Año nuevo: brindis por el futuro de la democracia en el mundo

Zelensky.

La gran acogida de Zelensky en Washington –no sólo en la Casa Blanca- viene a confirmar la esperanza de que Ucrania salga adelante, y anima a cuantos luchan por las libertades democráticas en el mundo, aunque deban enfrentarse con gravísimos obstáculos. No es posible ya caer en optimismos a lo Fukuyama. Pero, si en 1990 cayó el Muro de Berlín, vale la pena pensar en que no son más fuertes las defensas del Kremlin, ni la novísima muralla china, ni la cerrazón de las repúblicas islámicas, ni la edulcorada lasitud de tantos estados occidentales.

En Ucrania no se libra una lucha entre potencias que intentan recrear el mapamundi, ni mucho menos de repetir los errores de Yalta al final de la última gran guerra. No se trata solo de la defensa –sería ya una gran legitimación- de la independencia de un Estado frente a la invasión de un vecino prepotente. Por eso, los ciudadanos europeos estamos dispuestos a aceptar límites ostensibles –confiemos en que Alemania valore la herencia de Angela Merkel y no caiga en la nostalgia de su amplio bienestar-: está en juego la libertad de un pueblo frente a un neototalitarismo mezcla de comunismo y zarismo, que se presenta como defensor de grandes valores –no incluye la verdad ni la libertad-, frente a la opresión de los decadentes y depravados occidentales.
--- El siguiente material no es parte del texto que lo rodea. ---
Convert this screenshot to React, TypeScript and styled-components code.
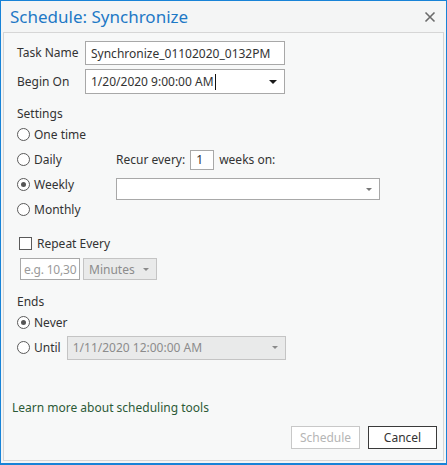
import React from "react";
import styled, { createGlobalStyle } from "styled-components";

const GlobalStyle = createGlobalStyle`
	html, body {
		margin: 0;
		padding: 0;
		background: #ffffff;
	}
	* {
		box-sizing: border-box;
	}
`;

const Window = styled.div`
	width: 447px;
	height: 465px;
	border: 1px solid #1883d7;
	border-bottom-width: 2px;
	background: #f4f5f5;
	display: flex;
	flex-direction: column;
	font-family: "Noto Sans", "Open Sans", sans-serif;
	font-size: 12px;
	color: #333333;
`;

const TitleBar = styled.div`
	height: 31px;
	display: flex;
	align-items: center;
	justify-content: space-between;
	padding: 0 10px 0 9px;
`;

const Title = styled.h1`
	margin: 0;
	font-size: 17px;
	font-weight: 400;
	color: #1e79c6;
`;

const CloseButton = styled.button`
	border: none;
	background: none;
	padding: 0;
	width: 12px;
	height: 12px;
	display: flex;
	cursor: pointer;
`;

const Panel = styled.div`
	flex: 1;
	margin: 0 2px 2px 2px;
	border: 1px solid #d6d6d6;
	background: #f7f8f8;
	display: flex;
	flex-direction: column;
	padding: 8px 6px 11px 13px;
`;

const FieldGrid = styled.div`
	display: grid;
	grid-template-columns: 68px 200px;
	row-gap: 4px;
	align-items: center;
`;

const Label = styled.span`
	line-height: 16px;
	white-space: nowrap;
`;

const SectionLabel = styled.div<{ top: number }>`
	margin-top: ${(p) => p.top}px;
	line-height: 16px;
`;

const TextBox = styled.div<{ w?: number; h?: number; disabled?: boolean; pad?: number }>`
	width: ${(p) => (p.w ? `${p.w}px` : "100%")};
	height: ${(p) => p.h ?? 24}px;
	border: 1px solid ${(p) => (p.disabled ? "#c4c4c4" : "#a8a8a8")};
	background: ${(p) => (p.disabled ? "#e9eaea" : "#ffffff")};
	color: ${(p) => (p.disabled ? "#8c8c8c" : "#333333")};
	display: flex;
	align-items: center;
	padding: 0 ${(p) => p.pad ?? 5}px;
	white-space: nowrap;
	overflow: hidden;
`;

const Placeholder = styled.span`
	color: #9a9a9a;
	letter-spacing: -0.2px;
`;

const Combo = styled(TextBox)`
	justify-content: space-between;
	padding-right: 7px;
`;

const Caret = styled.span`
	display: inline-block;
	width: 1px;
	height: 16px;
	background: #111;
	margin-left: 1px;
	vertical-align: middle;
`;

const Arrow = styled.span<{ size: number; color: string }>`
	width: 0;
	height: 0;
	border-left: ${(p) => p.size}px solid transparent;
	border-right: ${(p) => p.size}px solid transparent;
	border-top: ${(p) => p.size}px solid ${(p) => p.color};
	flex-shrink: 0;
`;

const SettingsArea = styled.div`
	display: flex;
`;

const RadioColumn = styled.div`
	width: 99px;
	display: flex;
	flex-direction: column;
`;

const OptionRow = styled.label<{ h?: number }>`
	height: ${(p) => p.h ?? 25}px;
	display: flex;
	align-items: center;
	gap: 4px;
	white-space: nowrap;
`;

const RadioDot = styled.span<{ checked?: boolean }>`
	width: 13px;
	height: 13px;
	border-radius: 50%;
	border: 1px solid #5a5a5a;
	background: #ffffff;
	display: flex;
	align-items: center;
	justify-content: center;
	flex-shrink: 0;
	&::after {
		content: "";
		width: 5px;
		height: 5px;
		border-radius: 50%;
		background: ${(p) => (p.checked ? "#555555" : "transparent")};
	}
`;

const CheckBox = styled.span`
	width: 13px;
	height: 13px;
	border: 1px solid #5a5a5a;
	background: #ffffff;
	margin-left: 2px;
	margin-right: 1px;
	flex-shrink: 0;
`;

const RecurColumn = styled.div`
	padding-top: 25px;
	display: flex;
	flex-direction: column;
	gap: 6px;
`;

const RecurRow = styled.div`
	height: 25px;
	display: flex;
	align-items: center;
	gap: 5px;
`;

const InlineRow = styled.div<{ top: number; gap: number; indent?: number }>`
	margin-top: ${(p) => p.top}px;
	padding-left: ${(p) => p.indent ?? 0}px;
	display: flex;
	align-items: center;
	gap: ${(p) => p.gap}px;
`;

const Spacer = styled.div`
	flex: 1;
`;

const LearnLink = styled.a`
	margin-left: -5px;
	line-height: 16px;
	color: #2c5a37;
	text-decoration: none;
	cursor: pointer;
`;

const ButtonRow = styled.div`
	margin-top: 10px;
	display: flex;
	justify-content: flex-end;
	gap: 8px;
`;

const Button = styled.button<{ disabled?: boolean }>`
	width: 69px;
	height: 23px;
	font-family: inherit;
	font-size: 12px;
	background: #ffffff;
	border: 1px solid ${(p) => (p.disabled ? "#c8c8c8" : "#3a3a3a")};
	color: ${(p) => (p.disabled ? "#b5b5b5" : "#333333")};
	padding: 0;
`;

export default function App() {
	return (
		<>
			<GlobalStyle />
			<Window>
				<TitleBar>
					<Title>Schedule: Synchronize</Title>
					<CloseButton aria-label="Close">
						<svg width="12" height="12" viewBox="0 0 12 12">
							<path d="M1.5 1.5 L10.5 10.5 M10.5 1.5 L1.5 10.5" stroke="#6b6b6b" strokeWidth="1.6" />
						</svg>
					</CloseButton>
				</TitleBar>
				<Panel>
					<FieldGrid>
						<Label>Task Name</Label>
						<TextBox>Synchronize_01102020_0132PM</TextBox>
						<Label>Begin On</Label>
						<Combo h={25}>
							<span>
								1/20/2020 9:00:00 AM
								<Caret />
							</span>
							<Arrow size={4} color="#1a1a1a" />
						</Combo>
					</FieldGrid>

					<SectionLabel top={12}>Settings</SectionLabel>
					<SettingsArea>
						<RadioColumn>
							<OptionRow>
								<RadioDot />
								One time
							</OptionRow>
							<OptionRow>
								<RadioDot />
								Daily
							</OptionRow>
							<OptionRow>
								<RadioDot checked />
								Weekly
							</OptionRow>
							<OptionRow>
								<RadioDot />
								Monthly
							</OptionRow>
						</RadioColumn>
						<RecurColumn>
							<RecurRow>
								<Label>Recur every:</Label>
								<TextBox w={24} h={20}>
									1
								</TextBox>
								<Label>weeks on:</Label>
							</RecurRow>
							<Combo w={264} h={22}>
								<span />
								<Arrow size={3} color="#777777" />
							</Combo>
						</RecurColumn>
					</SettingsArea>

					<InlineRow top={11} gap={4}>
						<OptionRow h={20}>
							<CheckBox />
							Repeat Every
						</OptionRow>
					</InlineRow>
					<InlineRow top={5} gap={3} indent={3}>
						<TextBox w={60} h={22} pad={3}>
							<Placeholder>e.g. 10,30</Placeholder>
						</TextBox>
						<Combo w={74} h={22} disabled>
							<span>Minutes</span>
							<Arrow size={3} color="#8a8a8a" />
						</Combo>
					</InlineRow>

					<SectionLabel top={14}>Ends</SectionLabel>
					<OptionRow>
						<RadioDot checked />
						Never
					</OptionRow>
					<InlineRow top={0} gap={6}>
						<OptionRow>
							<RadioDot />
							Until
						</OptionRow>
						<Combo w={219} h={24} disabled>
							<span>1/11/2020 12:00:00 AM</span>
							<Arrow size={3.5} color="#8a8a8a" />
						</Combo>
					</InlineRow>

					<Spacer />
					<LearnLink>Learn more about scheduling tools</LearnLink>
					<ButtonRow>
						<Button disabled>Schedule</Button>
						<Button>Cancel</Button>
					</ButtonRow>
				</Panel>
			</Window>
		</>
	);
}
También los ayatola de Teherán envuelven su represión en el nada inexpugnable celofán de la corrupción de occidente. Ciertamente, se puede entender que una mentalidad teocrática se identifique con el Creador y declare la guerra a los enemigos de Dios (esa enemistad  lleva a la horca a ciudadanos iraníes inficionados estos días de un virus para ellos libertario). Y, desde esa perspectiva, resulta imposible separar el grano de la paja: comprender el proceso de secularización, efecto en cierto modo involuntario de las grandes inspiraciones del siglo de las luces. 

No voy a repetir lo que he escrito sobre Pekín y Hong Kong, aunque sigo sintiendo mucha pena por el silencio clamoroso ante la gran injusticia que está cometiendo el régimen de Xi Jinping al incumplir con desfachatez compromisos asumidos formalmente en tratados internacionales. Me duele la farsa judicial que mantiene encarcelado a un católico, Jimmy Lai, que cometió el pecado de poner al servicio de la democracia los medios de comunicación que había creado con su esfuerzo profesional. Pero espero grandes bienes del mal que sufre ahora el continente amarillo, aunque no lleguemos a conocerlo del todo, porque el cambio político respecto de la pandemia lleva consigo dejar de trasmitir pseudoinformación sobre víctimas del coronavirus.

Se confirma así una vez más que la mentira es el gran cimiento de toda autocracia. Al contrario, la defensa de los sistemas democráticos exige promover la veracidad: no es lamentación estéril denunciar las manipulaciones, protestar contra la ley del embudo, invertir el sentido de la palabra dada contra toda exigencia del principio de no contradicción. No todo es política. Ni vale todo en la política. 

Al revés: la aceptación de valores fundacionales asegura la participación ciudadana en la vida democrática. Uno de sus grandes principios es justamente reconocer que la importancia primordial de la voluntad popular, expresada libremente en las urnas, no convierte a sus representantes en autoridad absoluta, es decir, no los libra de someterse a las reglas del juego constitucional y, por tanto, al adecuado control extraparlamentario: una democracia moderna se sustenta en la soberanía compartida, actuada por consejos y organismos independientes y, sobre todo, por los competentes en materia de garantías constitucionales.

Es preciso reaccionar, en lo posible, ante los primeros síntomas: el camino de los autócratas –de la derecha y de la izquierda- suele comenzar por el ataque a la independencia del poder judicial. Lo vemos en España y en varios estados europeos, pero reaparece con demasiada frecuencia, como ahora en Israel, donde la coalición presidida por Benjamin Netanyahu tiene al Tribunal Supremo en su punto de mira.

Hace unos días, una crónica de Gilles Paris, editorialista de Le Monde, lamentaba que el número de las 34 democracias liberales del mundo era el más bajo desde 1995. Su relato me movió a escribir estas líneas, casi como un brindis de fin de año por la democracia en España y en el mundo: ut vivat, crescat et floreat!